Updated Fiscal 2023 Annual Outlook
The company now expects consolidated net sales revenue in the range of $2.00 billion to $2.05 billion ($2.15 billion to $2.20 billion previously), which implies a decline of 10.0 percent to 7.8 percent ( 3.3 percent to 1.0 percent previously), and a Core business decline of 8.6 percent to 6.4 percent (decline of 1.8 percent to growth of 0.5 percent previously).

The company’s updated fiscal year net sales outlook reflects the following expectations by segment:

  • Home & Outdoor net sales growth of 3.5 percent to 5.5 percent (growth of 9.0 percent to 11.0 percent previously); including net sales from Osprey of $180 million to $185 million;
  • Health & Wellness net sales decline of 13 percent to 11 percent (a decline of 10.0 percent to 8.0 percent previously); and
  • Beauty Core business net sales decline of 21 percent to 19 percent (a decline of 7.0 percent to 5.0 percent previously), including net sales from Curlsmith of $30 million to $35 million.

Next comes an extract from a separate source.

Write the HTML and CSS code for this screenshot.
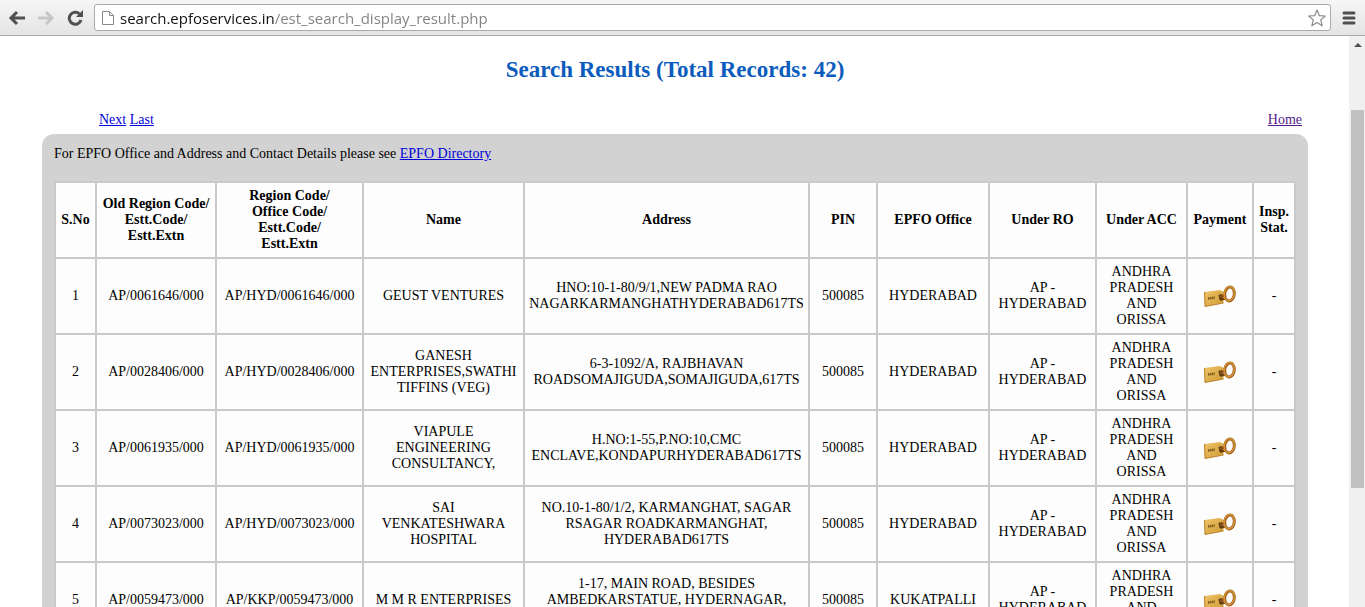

The company now expects consolidated GAAP diluted EPS of $4.26 to $4.93 ($6.51 to $7.11 previously) and consolidated non-GAAP adjusted diluted EPS in the range of $9.00 to $9.40 ($9.85 to $10.35 previously), which implies a decrease in consolidated adjusted diluted EPS in the range of 27.2 percent to 23.9 percent (20.3 percent to 16.3 percent previously) and a decrease in Core adjusted diluted EPS in the range of 26.1 percent to 22.8 percent (19.2 percent to 15.1 percent previously). This includes adjusted diluted EPS contribution from Osprey of approximately $0.35 to $0.40 and $0.15 to $0.20 from Curlsmith.